I'd prefer to avoid spreading special treatment of the device libraries into the backend. The contract is poorly defined and spread around too much as it is
clang/lib/CodeGen/CodeGenAction.cpp | ||
---|---|---|
299–308 ↗ | (On Diff #462948) | need a test. Probably let clang generate a bitcode containing a function using these control vars, then link the bitcode by -mlink-builtin-bitcode, then check the linkage of these control vars. |
clang/test/CodeGen/amdgcn-link-control-constants.c | ||
---|---|---|
2–3 ↗ | (On Diff #463042) | This test should only require that the triple is amdgcn. I could potentially make the generation of the constants require HIP or OpenMPDevice, or OpenCL is enabled if you think that's bad. |
2–3 ↗ | (On Diff #463042) | I can also change it to just -x c if the HIP is the problem. |
clang/test/CodeGen/amdgcn-link-control-constants.c | ||
---|---|---|
2–3 ↗ | (On Diff #463042) | We probably want these magic constants for C++ code as well, so keying it off the triple (at least triple + that we're using rocm / compute stuff, which I think is adequately indicated by hsa in the triple) is better. And likewise don't want to emit these constants for non-gpu code, e.g. x64 host hip doesn't need the daz_opt constant, which also suggests triple is the right hook. |
clang/test/CodeGen/amdgcn-link-control-constants.c | ||
---|---|---|
2–3 ↗ | (On Diff #463042) | We don't officially support C on amdgcn but we officially support HIP. I would suggest move this to CodeGenCUDA and compile it as HIP, and use HIP syntax. |
clang/test/CodeGen/amdgcn-control-constants.c | ||
---|---|---|
9 | still missing this test, and some other tests for -cl-* options as commented below. Also, missing a HIP test for -ffast-math |
clang/test/CodeGen/amdgcn-control-constants.c | ||
---|---|---|
9 | The cc1 math options tested individually should be enabled by -ffast-math. |
clang/test/CodeGen/amdgcn-control-constants.c | ||
---|---|---|
9 | Since we cannot test -ffast-math directly, can we add a driver test to ensure we are not missing any -cc1 options needed by the control variables when -ffast-math is specified for the driver? Thanks. Also, the -cl-* options are -cc1 options. We need to test them. |
I don't like the fact that we need to have two different kinds of control constants, one per-TU and others per-link job. I'm wondering how difficult it would be to make the fast versions of the math calls use different entry points. That way we could handle this in the math header wrappers.
That's really how the C linkage model wants you to handle this. I also would like to have FP value tracking optimizations take care of the special cases in the library code
There's the "small matter" of implementing the new device library functions.
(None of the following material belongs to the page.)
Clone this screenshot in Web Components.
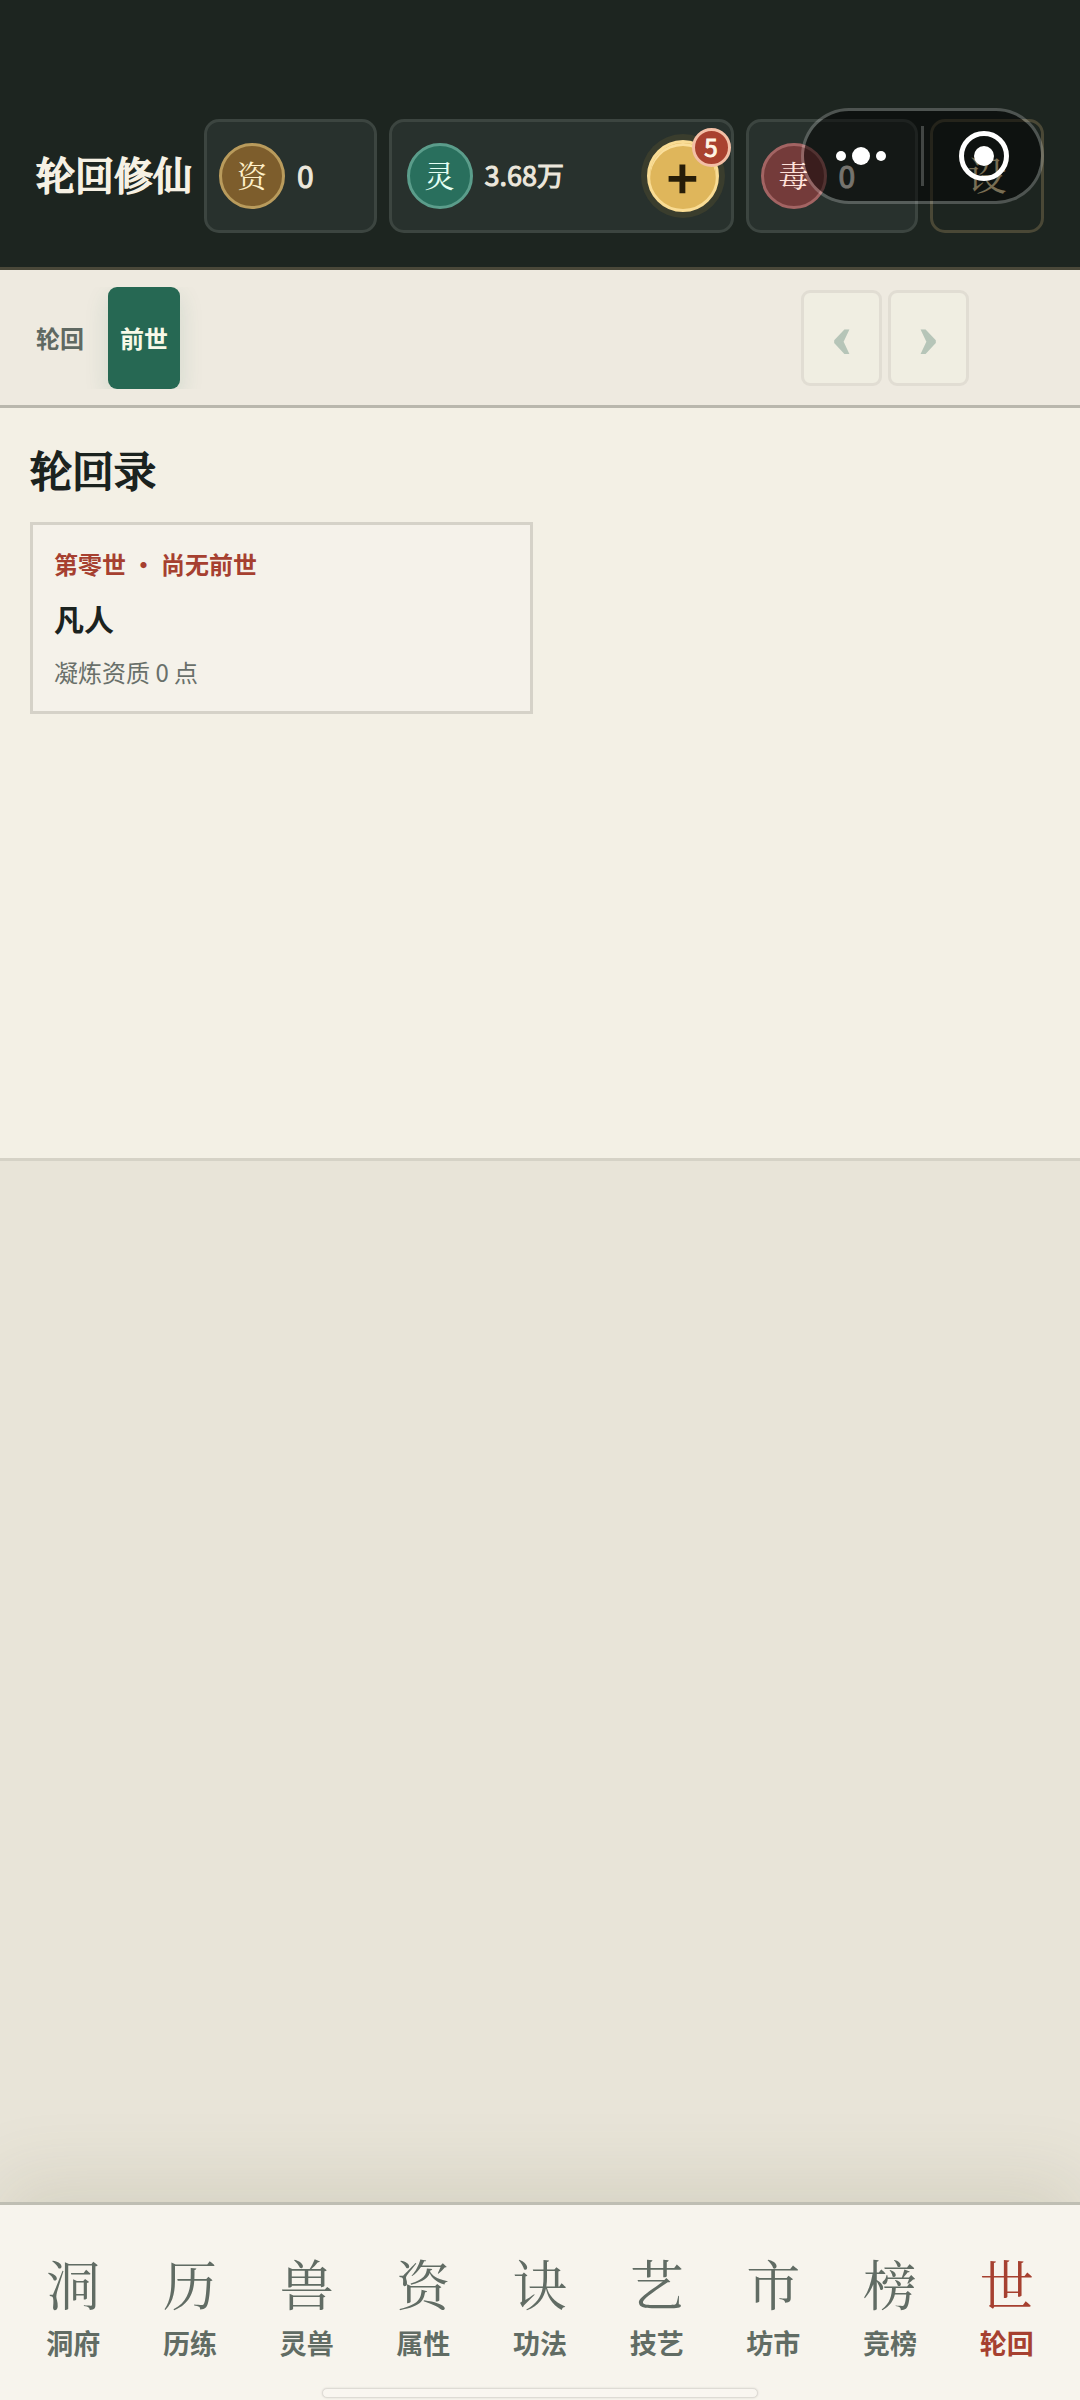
<!DOCTYPE html>
<html lang="zh-CN">
<head>
<meta charset="UTF-8">
<meta name="viewport" content="width=device-width, initial-scale=1">
<title>轮回修仙</title>
<style>
    :root {
        --ink: #1b231f;
        --muted: #5f6962;
        --paper: #f3f0e5;
        --card: #f5f2ea;
        --jade: #266853;
        --cinnabar: #a64030;
        --serif: "Noto Serif CJK SC", "Noto Serif SC", "Songti SC", "Noto Sans CJK SC", serif;
        --sans: "Noto Sans CJK SC", "Noto Sans", sans-serif;
    }

    body {
        margin: 0;
        font-family: var(--sans);
        color: var(--ink);
        background: #e8e4d8;
    }
</style>
</head>
<body>
<game-app>
    <game-header slot="header" name="轮回修仙">
        <resource-chip glyph="资" value="0" tone="gold"></resource-chip>
        <resource-chip glyph="灵" value="3.68万" tone="jade" badge="5" wide></resource-chip>
        <resource-chip glyph="毒" value="0" tone="red"></resource-chip>
    </game-header>
    <sub-tabs slot="tabs" items="轮回,前世" active="前世"></sub-tabs>
    <record-panel slot="content" heading="轮回录">
        <life-card era="第零世 ・ 尚无前世" realm="凡人" note="凝炼资质 0 点"></life-card>
    </record-panel>
    <bottom-nav slot="nav" items="洞:洞府,历:历练,兽:灵兽,资:属性,诀:功法,艺:技艺,市:坊市,榜:竞榜,世:轮回" active="轮回"></bottom-nav>
</game-app>

<script>
class GameApp extends HTMLElement {
    constructor() {
        super();
        this.attachShadow({ mode: 'open' });
        this.shadowRoot.innerHTML = `
            <style>
                :host {
                    display: flex;
                    flex-direction: column;
                    min-height: 100vh;
                }

                main {
                    flex: 1;
                }
            </style>
            <slot name="header"></slot>
            <slot name="tabs"></slot>
            <main><slot name="content"></slot></main>
            <slot name="nav"></slot>
        `;
    }
}

class GameHeader extends HTMLElement {
    constructor() {
        super();
        this.attachShadow({ mode: 'open' });
    }

    connectedCallback() {
        this.shadowRoot.innerHTML = `
            <style>
                :host {
                    display: block;
                    position: relative;
                    padding: 119px 36px 34px;
                    background: #1d2520;
                    border-bottom: 3px solid #4a4839;
                }

                .row {
                    display: grid;
                    grid-template-columns: auto minmax(0, 1fr) minmax(0, 2fr) minmax(0, 1fr) 114px;
                    gap: 12px;
                    height: 114px;
                }

                h1 {
                    margin: 0;
                    padding-bottom: 6px;
                    align-self: center;
                    font: 400 39px/48px var(--serif);
                    -webkit-text-stroke: 2px;
                    color: #f6f1e4;
                    white-space: nowrap;
                }

                .settings {
                    padding: 0 0 6px;
                    border: 3px solid #4a4836;
                    border-radius: 15px;
                    background: transparent;
                    color: #f0dda9;
                    font: 400 39px/48px var(--serif);
                }

                mini-capsule {
                    position: absolute;
                    top: 108px;
                    right: 36px;
                }
            </style>
            <div class="row">
                <h1>${this.getAttribute('name')}</h1>
                <slot></slot>
                <button class="settings" type="button">设</button>
            </div>
            <mini-capsule></mini-capsule>
        `;
    }
}

class ResourceChip extends HTMLElement {
    constructor() {
        super();
        this.attachShadow({ mode: 'open' });
    }

    connectedCallback() {
        const badge = this.getAttribute('badge');
        this.shadowRoot.innerHTML = `
            <style>
                :host {
                    display: flex;
                    box-sizing: border-box;
                    align-items: center;
                    gap: 12px;
                    padding: 0 12px;
                    border: 3px solid #3c4540;
                    border-radius: 15px;
                    background: #28312d;
                    font: 400 30px/36px var(--sans);
                    color: #ece7dc;
                }

                :host([wide]) {
                    padding-left: 15px;
                    font-size: 27px;
                }

                .value {
                    padding-bottom: 2px;
                    -webkit-text-stroke: 1px;
                }

                .glyph {
                    flex: none;
                    box-sizing: border-box;
                    width: 66px;
                    height: 66px;
                    border: 3px solid;
                    border-radius: 50%;
                    text-align: center;
                    font: 400 30px/57px var(--serif);
                }

                :host([tone="gold"]) .glyph { background: #7d5d2c; border-color: #b99b5c; }
                :host([tone="jade"]) .glyph { background: #296f5d; border-color: #5b9d8b; }
                :host([tone="red"]) .glyph { background: #743b3a; border-color: #a36463; }
                :host([tone="gold"]) .glyph span { color: #fff0c9; }
                :host([tone="jade"]) .glyph span { color: #e4fff4; }
                :host([tone="red"]) .glyph span { color: #ffe2da; }

                .add {
                    position: relative;
                    flex: none;
                    box-sizing: border-box;
                    width: 72px;
                    height: 72px;
                    margin-left: auto;
                    padding: 0;
                    border: 3px solid #f9dc94;
                    border-radius: 50%;
                    background: #dfb65b;
                    box-shadow: 0 0 0 6px #3a3d2d, inset 0 3px 0 #fadf9c;
                    color: #271d08;
                    font: 700 54px/66px var(--sans);
                }

                .badge {
                    position: absolute;
                    top: -15px;
                    right: -15px;
                    box-sizing: border-box;
                    width: 39px;
                    height: 39px;
                    border: 3px solid #f3bfa6;
                    border-radius: 50%;
                    background: #a9412f;
                    color: #fff4e4;
                    font: 400 24px/32px var(--sans);
                    -webkit-text-stroke: 1px;
                }
            </style>
            <div class="glyph"><span>${this.getAttribute('glyph')}</span></div>
            <span class="value">${this.getAttribute('value')}</span>
            ${badge ? `<button class="add" type="button">+<span class="badge">${badge}</span></button>` : ''}
        `;
    }
}

// floating host menu: more / close
class MiniCapsule extends HTMLElement {
    constructor() {
        super();
        this.attachShadow({ mode: 'open' });
        this.shadowRoot.innerHTML = `
            <style>
                :host {
                    display: flex;
                    box-sizing: border-box;
                    width: 243px;
                    height: 96px;
                    align-items: center;
                    border: 3px solid rgba(255, 255, 255, 0.22);
                    border-radius: 48px;
                    background: rgba(0, 0, 0, 0.5);
                    background-clip: padding-box;
                }

                button {
                    display: flex;
                    flex: 1;
                    height: 100%;
                    align-items: center;
                    justify-content: center;
                    padding: 0 3px 0 0;
                    border: 0;
                    background: none;
                }

                button:last-child {
                    padding: 0 0 0 3px;
                }

                i {
                    width: 3px;
                    height: 60px;
                    background: rgba(255, 255, 255, 0.22);
                }
            </style>
            <button type="button" aria-label="更多">
                <svg width="50" height="18" viewBox="0 0 50 18" fill="#fff">
                    <circle cx="5" cy="9" r="5"/>
                    <circle cx="25" cy="9" r="9"/>
                    <circle cx="45" cy="9" r="5"/>
                </svg>
            </button>
            <i></i>
            <button type="button" aria-label="关闭">
                <svg width="50" height="50" viewBox="0 0 50 50">
                    <circle cx="25" cy="25" r="22.5" fill="none" stroke="#fff" stroke-width="5"/>
                    <circle cx="25" cy="25" r="10" fill="#fff"/>
                </svg>
            </button>
        `;
    }
}

class SubTabs extends HTMLElement {
    constructor() {
        super();
        this.attachShadow({ mode: 'open' });
    }

    connectedCallback() {
        const active = this.getAttribute('active');
        this.shadowRoot.innerHTML = `
            <style>
                :host {
                    display: flex;
                    height: 135px;
                    align-items: center;
                    justify-content: space-between;
                    padding: 0 111px 0 24px;
                    background: #eeeae0;
                    border-bottom: 3px solid #b9b7ad;
                }

                .tabs {
                    display: flex;
                    gap: 12px;
                    padding: 0 30px 0 0;
                    overflow: hidden;
                }

                .tabs button {
                    height: 102px;
                    padding: 0 12px;
                    border: 0;
                    border-radius: 9px;
                    background: none;
                    color: var(--muted);
                    font: 700 24px/36px var(--sans);
                }

                .tabs button[aria-selected="true"] {
                    background: var(--jade);
                    color: #f8fae8;
                    box-shadow: 0 9px 24px rgba(38, 104, 83, 0.14);
                }

                .pager {
                    display: flex;
                    gap: 6px;
                }

                .pager button {
                    width: 81px;
                    height: 96px;
                    padding: 0 0 6px;
                    border: 3px solid #e1ddd3;
                    border-radius: 9px;
                    background: #f0eee2;
                    color: #b6c5b8;
                    font: 700 60px/60px "Liberation Serif", serif;
                    -webkit-text-stroke: 2px;
                }
            </style>
            <div class="tabs" role="tablist">
                ${this.getAttribute('items').split(',').map(item =>
                    `<button type="button" role="tab" aria-selected="${item === active}">${item}</button>`
                ).join('')}
            </div>
            <div class="pager">
                <button type="button" disabled>‹</button>
                <button type="button" disabled>›</button>
            </div>
        `;
    }
}

class RecordPanel extends HTMLElement {
    constructor() {
        super();
        this.attachShadow({ mode: 'open' });
    }

    connectedCallback() {
        this.shadowRoot.innerHTML = `
            <style>
                :host {
                    display: block;
                    box-sizing: border-box;
                    min-height: 753px;
                    padding: 30px;
                    background: var(--paper);
                    border-bottom: 3px solid #d5d2c6;
                }

                h2 {
                    margin: 0 0 21px;
                    font: 400 42px/63px var(--serif);
                    -webkit-text-stroke: 2px;
                    color: var(--ink);
                }

                .grid {
                    display: grid;
                    grid-template-columns: 1fr 1fr;
                    gap: 15px;
                }
            </style>
            <h2>${this.getAttribute('heading')}</h2>
            <div class="grid"><slot></slot></div>
        `;
    }
}

class LifeCard extends HTMLElement {
    constructor() {
        super();
        this.attachShadow({ mode: 'open' });
    }

    connectedCallback() {
        this.shadowRoot.innerHTML = `
            <style>
                :host {
                    display: flex;
                    flex-direction: column;
                    gap: 15px;
                    padding: 21px;
                    border: 3px solid #d5d2c8;
                    background: var(--card);
                }

                p, h3 { margin: 0; }
                .era { font: 700 24px/36px var(--sans); color: var(--cinnabar); }
                h3 { font: 700 30px/42px var(--sans); }
                .note { font: 400 24px/36px var(--sans); color: #69706a; }
            </style>
            <p class="era">${this.getAttribute('era')}</p>
            <h3>${this.getAttribute('realm')}</h3>
            <p class="note">${this.getAttribute('note')}</p>
        `;
    }
}

class BottomNav extends HTMLElement {
    constructor() {
        super();
        this.attachShadow({ mode: 'open' });
    }

    connectedCallback() {
        const active = this.getAttribute('active');
        const items = this.getAttribute('items').split(',').map(item => item.split(':'));
        this.shadowRoot.innerHTML = `
            <style>
                :host {
                    display: block;
                    position: relative;
                    background: #f7f4ed;
                    border-top: 3px solid #bfbeb3;
                    box-shadow: 0 -24px 72px rgba(88, 92, 52, 0.12);
                }

                nav {
                    display: grid;
                    grid-auto-flow: column;
                    grid-auto-columns: 1fr;
                    padding: 48px 15px 39px;
                }

                button {
                    display: flex;
                    flex-direction: column;
                    align-items: center;
                    gap: 12px;
                    padding: 0;
                    border: 0;
                    background: none;
                    color: #616c64;
                    font: 700 27px/36px var(--sans);
                }

                button[aria-current] { color: var(--cinnabar); }
                .glyph { font: 400 54px/60px var(--serif); }

                .home {
                    position: absolute;
                    left: 50%;
                    bottom: 2px;
                    box-sizing: border-box;
                    width: 436px;
                    height: 10px;
                    margin-left: -218px;
                    border: 1px solid #dedbd5;
                    border-radius: 5px;
                    background: #f9f6f0;
                    box-shadow: 0 0 2px #d6d3cc;
                }
            </style>
            <nav>
                ${items.map(([glyph, label]) => `
                    <button type="button" ${label === active ? 'aria-current="page"' : ''}>
                        <span class="glyph">${glyph}</span>
                        <span>${label}</span>
                    </button>
                `).join('')}
            </nav>
            <div class="home"></div>
        `;
    }
}

customElements.define('game-app', GameApp);
customElements.define('game-header', GameHeader);
customElements.define('resource-chip', ResourceChip);
customElements.define('mini-capsule', MiniCapsule);
customElements.define('sub-tabs', SubTabs);
customElements.define('record-panel', RecordPanel);
customElements.define('life-card', LifeCard);
customElements.define('bottom-nav', BottomNav);
</script>
</body>
</html>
Why is all that more likeable than two kinds of control constants?
Different functions providing different behaviors can be handled at link time like any other function, instead of the same functions providing different behaviors per translation unit and requires cloning. The current scheme transfers complexity from the device library build system into the driver and user binaries
Another benefit of this would be that linking could be done only once in a sound manner rather than requiring an instance of the ROCm device libraries to be included for each TU. Although we would probably still need the attribute propagation that -mlink-builtin-bitcode offers, so it wouldn't be quite as easy that throwing the device libs into the lld invocation.
Different functions providing different behaviors can be handled at link time like any other function, instead of the same functions providing different behaviors per translation unit and requires cloning. The current scheme transfers complexity from the device library build system into the driver and user binaries
OK, but we are talking about trading a solved problem with a solution working for years for adding a large amount of new work and new maintenance and new bugs. Does this need to be done now, or at all?
I wouldn't really call it a solved problem when only one of the many users is currently linking these libraries correctly
We should just do this now. clang shouldn't have to dig around on disk to emit a constant definition for a constant it already knows, and we have a clear path to removing these globals altogether. I have adequate patches to completely delete __oclc_daz_opt today. __oclc_finite_only_opt should be deleteable as soon as nofpclass is inferred by default. Deleting __oclc_correctly_rounded_sqrt32 and __oclc_unsafe_math_opt require more work, but are basically the same thing and require extending the libcall optimizer pass.
It will be easier to delete these from the library as they become unnecessary if clang stops enforcing these files exists like it does today, and it's easier to just stop using them entirely than to delete them one at a time
This does not support per-TU control variables. Probably should use internal linkage.